鈍りとは悲しいものだ。以前の自分ならもっと楽にこいでいられたはずなのに。記憶の中の自分と現在の自分との乖離に、私は苦笑してしまった。

立てた計画はかつての体力に基づいたもので、そもそもそれでもキツキツな内容にしていた。なのに現実の体力を痛感させられては、そんな計画は無理を超えて無謀だ。

改めてトレーニングを積まないと厳しいなと考えながら、来た道を帰る私はふと、思う。

湯に入りたい。

この汗にまみれた体を洗い流したい。疲弊した体を湯に浸けて癒されたい。ペダルをこぐ中で、私は湯の暖かさに不意に欲した。

なら、思ってしまったらば入りに行こう。

一周するのを諦めた今、帰りのフェリーの時間には余裕がある。いっそ潔く、ゆったりしてしまおうではないか。

決まった。ならば、湯へ行こう。

調べてみれば、少し走ると施設があるらしい。

せっかくだ、佐渡の湯に浸からせてもらおう。

そうして私は、『ビューさわた』に訪れたのだ。


さわたコミュニティセンター ビューさわた


どうやらここはクリーンセンターから生じる熱エネルギーで湯を加熱している施設のようだ。

近くには植物園もある。エネルギーを有効活用しているらしい。

ビュー、といっているように高台にあり、湯からの眺めも期待が持てそうだ。

太陽も高くなってより暑くなり、とにかくこの汗と暑さの気持ち悪さを洗い流したくて、私は自転車を停めるのもそこそこに施設へと転がりこんだ。
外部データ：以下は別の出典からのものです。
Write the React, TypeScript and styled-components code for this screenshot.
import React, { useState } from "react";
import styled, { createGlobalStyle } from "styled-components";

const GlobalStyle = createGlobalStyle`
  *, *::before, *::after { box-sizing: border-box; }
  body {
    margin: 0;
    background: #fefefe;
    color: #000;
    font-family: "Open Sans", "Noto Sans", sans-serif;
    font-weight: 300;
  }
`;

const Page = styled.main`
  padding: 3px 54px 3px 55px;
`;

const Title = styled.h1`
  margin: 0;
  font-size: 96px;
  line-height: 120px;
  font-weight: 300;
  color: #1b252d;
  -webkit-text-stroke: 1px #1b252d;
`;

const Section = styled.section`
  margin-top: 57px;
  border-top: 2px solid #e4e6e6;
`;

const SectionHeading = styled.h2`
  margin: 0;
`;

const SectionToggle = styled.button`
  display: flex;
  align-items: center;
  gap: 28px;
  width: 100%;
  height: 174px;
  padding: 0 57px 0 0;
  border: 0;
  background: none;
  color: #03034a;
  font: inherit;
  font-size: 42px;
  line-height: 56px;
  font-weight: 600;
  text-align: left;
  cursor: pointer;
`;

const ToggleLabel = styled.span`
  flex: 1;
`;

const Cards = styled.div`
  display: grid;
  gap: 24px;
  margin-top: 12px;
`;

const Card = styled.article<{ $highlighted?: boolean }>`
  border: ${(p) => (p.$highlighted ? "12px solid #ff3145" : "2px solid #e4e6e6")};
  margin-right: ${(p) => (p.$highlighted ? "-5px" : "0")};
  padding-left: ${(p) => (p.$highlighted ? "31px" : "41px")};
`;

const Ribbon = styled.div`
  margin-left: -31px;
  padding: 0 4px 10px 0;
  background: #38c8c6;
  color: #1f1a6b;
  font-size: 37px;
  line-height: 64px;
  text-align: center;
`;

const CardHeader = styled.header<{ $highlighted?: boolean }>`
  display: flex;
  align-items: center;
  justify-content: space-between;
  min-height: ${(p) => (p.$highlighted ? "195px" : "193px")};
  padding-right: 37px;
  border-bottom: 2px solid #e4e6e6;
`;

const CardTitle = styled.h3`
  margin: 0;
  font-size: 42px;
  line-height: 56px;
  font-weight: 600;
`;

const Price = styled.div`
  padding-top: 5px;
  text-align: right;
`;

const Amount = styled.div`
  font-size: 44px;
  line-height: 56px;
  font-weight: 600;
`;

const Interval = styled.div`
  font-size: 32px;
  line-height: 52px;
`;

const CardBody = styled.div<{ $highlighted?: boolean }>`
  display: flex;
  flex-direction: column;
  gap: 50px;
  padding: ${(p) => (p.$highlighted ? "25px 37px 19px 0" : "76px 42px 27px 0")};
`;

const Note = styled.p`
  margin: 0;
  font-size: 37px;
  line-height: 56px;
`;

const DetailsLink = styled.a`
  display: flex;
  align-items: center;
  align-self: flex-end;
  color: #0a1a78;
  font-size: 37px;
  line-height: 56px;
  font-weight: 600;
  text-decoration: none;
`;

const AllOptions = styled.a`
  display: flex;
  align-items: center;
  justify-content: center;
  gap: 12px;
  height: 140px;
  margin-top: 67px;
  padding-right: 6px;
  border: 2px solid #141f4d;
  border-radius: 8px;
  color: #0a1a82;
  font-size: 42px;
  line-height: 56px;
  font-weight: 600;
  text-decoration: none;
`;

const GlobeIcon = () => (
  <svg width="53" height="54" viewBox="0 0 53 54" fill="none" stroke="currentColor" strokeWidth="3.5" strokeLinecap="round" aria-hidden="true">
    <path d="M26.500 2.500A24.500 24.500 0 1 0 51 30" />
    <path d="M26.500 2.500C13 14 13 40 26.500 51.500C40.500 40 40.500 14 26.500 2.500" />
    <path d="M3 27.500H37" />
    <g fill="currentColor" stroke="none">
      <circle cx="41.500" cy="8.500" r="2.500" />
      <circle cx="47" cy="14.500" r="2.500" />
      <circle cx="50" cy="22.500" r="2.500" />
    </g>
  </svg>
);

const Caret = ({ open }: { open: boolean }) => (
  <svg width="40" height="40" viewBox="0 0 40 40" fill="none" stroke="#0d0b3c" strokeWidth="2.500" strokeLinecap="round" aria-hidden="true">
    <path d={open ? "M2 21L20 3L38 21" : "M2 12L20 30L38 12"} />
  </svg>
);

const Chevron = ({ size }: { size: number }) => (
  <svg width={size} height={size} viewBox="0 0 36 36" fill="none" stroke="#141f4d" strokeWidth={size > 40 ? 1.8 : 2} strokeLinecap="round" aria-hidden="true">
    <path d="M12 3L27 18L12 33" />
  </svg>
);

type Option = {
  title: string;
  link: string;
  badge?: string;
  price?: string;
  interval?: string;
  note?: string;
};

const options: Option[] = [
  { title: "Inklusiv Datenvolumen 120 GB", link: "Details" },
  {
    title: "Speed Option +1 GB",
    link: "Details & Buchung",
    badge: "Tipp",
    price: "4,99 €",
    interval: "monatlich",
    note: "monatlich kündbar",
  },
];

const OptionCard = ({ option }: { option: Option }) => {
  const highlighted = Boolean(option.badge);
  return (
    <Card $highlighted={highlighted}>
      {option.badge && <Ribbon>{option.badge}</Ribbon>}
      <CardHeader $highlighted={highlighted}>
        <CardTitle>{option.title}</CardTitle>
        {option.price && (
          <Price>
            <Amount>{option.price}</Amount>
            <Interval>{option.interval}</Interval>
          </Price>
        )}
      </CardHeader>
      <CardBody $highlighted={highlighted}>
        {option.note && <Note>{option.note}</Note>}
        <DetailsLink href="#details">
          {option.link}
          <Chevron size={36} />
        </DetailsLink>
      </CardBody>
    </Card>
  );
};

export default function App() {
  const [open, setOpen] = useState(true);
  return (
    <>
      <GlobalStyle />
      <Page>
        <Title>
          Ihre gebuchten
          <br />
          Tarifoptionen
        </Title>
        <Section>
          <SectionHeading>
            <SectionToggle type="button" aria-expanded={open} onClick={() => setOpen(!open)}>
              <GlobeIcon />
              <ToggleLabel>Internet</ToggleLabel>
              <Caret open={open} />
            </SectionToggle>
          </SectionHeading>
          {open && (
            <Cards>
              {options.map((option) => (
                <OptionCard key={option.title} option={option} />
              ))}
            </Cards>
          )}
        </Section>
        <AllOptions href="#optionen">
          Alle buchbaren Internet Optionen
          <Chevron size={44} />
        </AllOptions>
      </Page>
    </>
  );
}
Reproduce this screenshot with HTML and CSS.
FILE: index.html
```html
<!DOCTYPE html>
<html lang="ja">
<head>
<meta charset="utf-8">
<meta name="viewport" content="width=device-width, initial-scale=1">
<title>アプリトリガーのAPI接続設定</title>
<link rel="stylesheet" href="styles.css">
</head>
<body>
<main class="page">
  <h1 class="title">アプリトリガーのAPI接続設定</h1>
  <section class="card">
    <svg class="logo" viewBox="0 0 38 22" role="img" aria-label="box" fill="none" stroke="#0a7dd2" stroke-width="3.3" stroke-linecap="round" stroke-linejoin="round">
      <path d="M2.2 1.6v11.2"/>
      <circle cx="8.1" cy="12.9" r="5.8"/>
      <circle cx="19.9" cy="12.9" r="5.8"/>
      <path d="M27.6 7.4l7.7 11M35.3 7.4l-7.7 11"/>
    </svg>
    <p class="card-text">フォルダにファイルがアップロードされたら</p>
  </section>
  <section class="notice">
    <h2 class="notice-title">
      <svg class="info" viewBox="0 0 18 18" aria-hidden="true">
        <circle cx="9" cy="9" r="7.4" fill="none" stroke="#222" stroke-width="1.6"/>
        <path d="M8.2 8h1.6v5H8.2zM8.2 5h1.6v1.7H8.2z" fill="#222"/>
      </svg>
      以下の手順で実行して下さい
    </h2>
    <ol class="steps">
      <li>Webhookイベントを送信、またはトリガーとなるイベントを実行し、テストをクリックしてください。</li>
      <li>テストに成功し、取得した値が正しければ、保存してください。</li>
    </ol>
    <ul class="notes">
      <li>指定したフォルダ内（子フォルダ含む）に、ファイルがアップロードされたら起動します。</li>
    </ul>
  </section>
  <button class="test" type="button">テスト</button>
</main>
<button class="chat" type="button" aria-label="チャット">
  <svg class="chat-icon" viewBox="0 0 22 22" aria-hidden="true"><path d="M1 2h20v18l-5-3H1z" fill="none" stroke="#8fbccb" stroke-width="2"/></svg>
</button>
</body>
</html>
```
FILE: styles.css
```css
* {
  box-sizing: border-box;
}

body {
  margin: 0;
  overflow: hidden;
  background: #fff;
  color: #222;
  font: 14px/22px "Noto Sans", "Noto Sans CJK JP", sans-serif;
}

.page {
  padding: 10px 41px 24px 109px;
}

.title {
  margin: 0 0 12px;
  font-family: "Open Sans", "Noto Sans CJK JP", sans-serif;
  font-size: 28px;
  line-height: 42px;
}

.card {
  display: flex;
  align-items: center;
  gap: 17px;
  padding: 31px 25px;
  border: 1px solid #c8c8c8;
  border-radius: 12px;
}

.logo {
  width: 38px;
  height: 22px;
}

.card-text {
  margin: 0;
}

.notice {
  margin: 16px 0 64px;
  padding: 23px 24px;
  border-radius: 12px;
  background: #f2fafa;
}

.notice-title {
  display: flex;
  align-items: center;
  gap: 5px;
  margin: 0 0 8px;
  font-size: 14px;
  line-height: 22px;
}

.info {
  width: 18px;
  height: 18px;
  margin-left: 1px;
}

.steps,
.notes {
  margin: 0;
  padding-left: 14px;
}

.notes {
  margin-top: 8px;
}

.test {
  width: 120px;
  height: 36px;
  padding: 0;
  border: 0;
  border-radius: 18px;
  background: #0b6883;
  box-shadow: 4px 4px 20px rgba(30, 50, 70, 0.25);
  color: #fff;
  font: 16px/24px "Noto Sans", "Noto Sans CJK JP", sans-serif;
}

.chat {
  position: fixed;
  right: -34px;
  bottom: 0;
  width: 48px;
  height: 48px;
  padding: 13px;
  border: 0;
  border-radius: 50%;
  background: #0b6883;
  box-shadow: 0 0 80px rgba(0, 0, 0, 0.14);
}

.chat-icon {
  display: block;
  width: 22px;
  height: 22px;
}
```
料金は大人500円。手早く支払い、浴場へ。自転車乗り特有のピッチリしたライディングウェアは汗で脱ぎづらく、私は苛立ちで生地を力任せに引っ張ってしまった。

体を洗い、湯に入る。クリーンセンターの熱を利用しているこの施設の湯は、普通の水を加熱したものだ。いわゆる『温泉』ではない。

しかし体に染み入るぬくもりは、どんな湯にも共通だ。この暖かさこそ、疲れた体には効くのである。

両手足を存分に伸ばせる広さの湯船は素晴らしい。こういう施設に来たならばこうでなければならない。足を曲げて入るのは家の湯で事足りるのだ。

大きな窓からの展望は、生垣で少し見えづらいものの景色がいっぱいに見渡せて解放感が良い。特に空は湯に沈めば存分に眺められる。

飾らない湯も良いものだ。洒落た湯も確かに良いが、こういう地域住民のための湯からこそ得られる要素もある気がする。

存分に体を温め、湯から出る。体が火照って汗がどんどん出てしまう。夏の盛りになったら体が干からびるまで汗が止まらなそうだ。

火照りが引くと、体の疲れも幾分か癒えた気がした。やはり湯だ、湯は疲れに効いてくれる。

少し、楽しみすぎてしまったか。帰りのフェリーの時間まで余裕が無くなってきている。港まではまだ遠い。今から間に合うだろうか。

いえ、間に合わせてやろうとも。せっかく癒えた体をまた疲れさせてしまうのももったいない。だが、だからこそひと踏ん張りができるというものだ。

湯上りの体に、走る自転車に乗り感じる風は心地よい。この心地よさがあるから自転車に乗るのだ。

また疲れたら湯に入ろうか。途中にも湯があることは調べてある。そのためにペダルをよりこいで、その余裕を作らなければ。

振り返れば、ビューさわたは遠くになっていた。あそこから、少し前の自分はこちらを眺めていたのだ。今度は見た景色の中から見返す立場になった自分に、少しだけおかしさを私は感じたのだった。